Task directions:
Omit all images. Transcribe the rest of the material below exactly.

Information supplied:
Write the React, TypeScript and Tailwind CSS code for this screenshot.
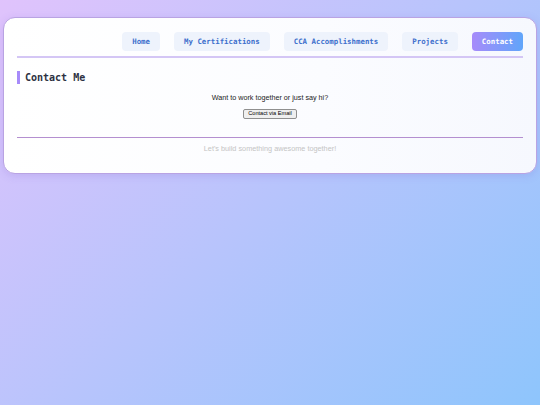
const links = ['Home', 'My Certifications', 'CCA Accomplishments', 'Projects', 'Contact'];

export default function App() {
    return (
        <div className="min-h-screen bg-[linear-gradient(135deg,#e0c3fc_0%,#8ec5fc_100%)] px-[3px] pt-[17px] font-['Liberation_Sans',Arial,sans-serif]">
            <div className="rounded-[12px] border-[1.5px] border-[#b9a3e3] bg-[linear-gradient(90deg,#ffffff_0%,#fbfcff_60%,#f6f8fe_100%)] px-[13px] pb-[19px] pt-[14px] shadow-[0_2px_8px_rgba(120,90,200,0.18)]">
                <nav className="flex justify-end gap-[14px] border-b-2 border-[#d4c6f5] pb-[5px]">
                    {links.map((link) => {
                        const active = link === 'Contact';

                        return (
                            <a
                                key={link}
                                className={
                                    active
                                        ? "flex h-[19px] items-center rounded-[4px] bg-[linear-gradient(90deg,#a78bfa,#60a5fa)] px-[10px] font-['DejaVu_Sans_Mono',monospace] text-[7.4px] font-bold text-white"
                                        : "flex h-[19px] items-center rounded-[4px] bg-[#eef3fc] px-[10px] font-['DejaVu_Sans_Mono',monospace] text-[7.4px] font-bold text-[#3d6fcc]"
                                }
                            >
                                {link}
                            </a>
                        );
                    })}
                </nav>

                <section className="pt-[13px]">
                    <h2 className="border-l-[3px] border-[#a78bfa] pl-[5px] font-['DejaVu_Sans_Mono',monospace] text-[10px] font-bold leading-[13px] text-[#2d3142]">
                        Contact Me
                    </h2>
                    <div className="flex flex-col items-center pt-[9px]">
                        <p className="text-[7.2px] leading-[10px] text-[#222]">
                            Want to work together or just say hi?
                        </p>
                        <button
                            type="button"
                            className="mt-[6px] rounded-[2px] border border-[#8f8f8f] bg-[#efefef] px-[4px] text-[5.6px] leading-[7.5px] text-black"
                        >
                            Contact via Email
                        </button>
                    </div>
                </section>

                <footer className="mt-[18px] border-t-[1.5px] border-[#b48fd0] pt-[6px] text-center text-[7.3px] leading-[10px] text-[#c4c4c4]">
                    Let's build something awesome together!
                </footer>
            </div>
        </div>
    );
}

Final result:
Write the React, TypeScript and Tailwind CSS code for this screenshot.
const links = ['Home', 'My Certifications', 'CCA Accomplishments', 'Projects', 'Contact'];

export default function App() {
    return (
        <div className="min-h-screen bg-[linear-gradient(135deg,#e0c3fc_0%,#8ec5fc_100%)] px-[3px] pt-[17px] font-['Liberation_Sans',Arial,sans-serif]">
            <div className="rounded-[12px] border-[1.5px] border-[#b9a3e3] bg-[linear-gradient(90deg,#ffffff_0%,#fbfcff_60%,#f6f8fe_100%)] px-[13px] pb-[19px] pt-[14px] shadow-[0_2px_8px_rgba(120,90,200,0.18)]">
                <nav className="flex justify-end gap-[14px] border-b-2 border-[#d4c6f5] pb-[5px]">
                    {links.map((link) => {
                        const active = link === 'Contact';

                        return (
                            <a
                                key={link}
                                className={
                                    active
                                        ? "flex h-[19px] items-center rounded-[4px] bg-[linear-gradient(90deg,#a78bfa,#60a5fa)] px-[10px] font-['DejaVu_Sans_Mono',monospace] text-[7.4px] font-bold text-white"
                                        : "flex h-[19px] items-center rounded-[4px] bg-[#eef3fc] px-[10px] font-['DejaVu_Sans_Mono',monospace] text-[7.4px] font-bold text-[#3d6fcc]"
                                }
                            >
                                {link}
                            </a>
                        );
                    })}
                </nav>

                <section className="pt-[13px]">
                    <h2 className="border-l-[3px] border-[#a78bfa] pl-[5px] font-['DejaVu_Sans_Mono',monospace] text-[10px] font-bold leading-[13px] text-[#2d3142]">
                        Contact Me
                    </h2>
                    <div className="flex flex-col items-center pt-[9px]">
                        <p className="text-[7.2px] leading-[10px] text-[#222]">
                            Want to work together or just say hi?
                        </p>
                        <button
                            type="button"
                            className="mt-[6px] rounded-[2px] border border-[#8f8f8f] bg-[#efefef] px-[4px] text-[5.6px] leading-[7.5px] text-black"
                        >
                            Contact via Email
                        </button>
                    </div>
                </section>

                <footer className="mt-[18px] border-t-[1.5px] border-[#b48fd0] pt-[6px] text-center text-[7.3px] leading-[10px] text-[#c4c4c4]">
                    Let's build something awesome together!
                </footer>
            </div>
        </div>
    );
}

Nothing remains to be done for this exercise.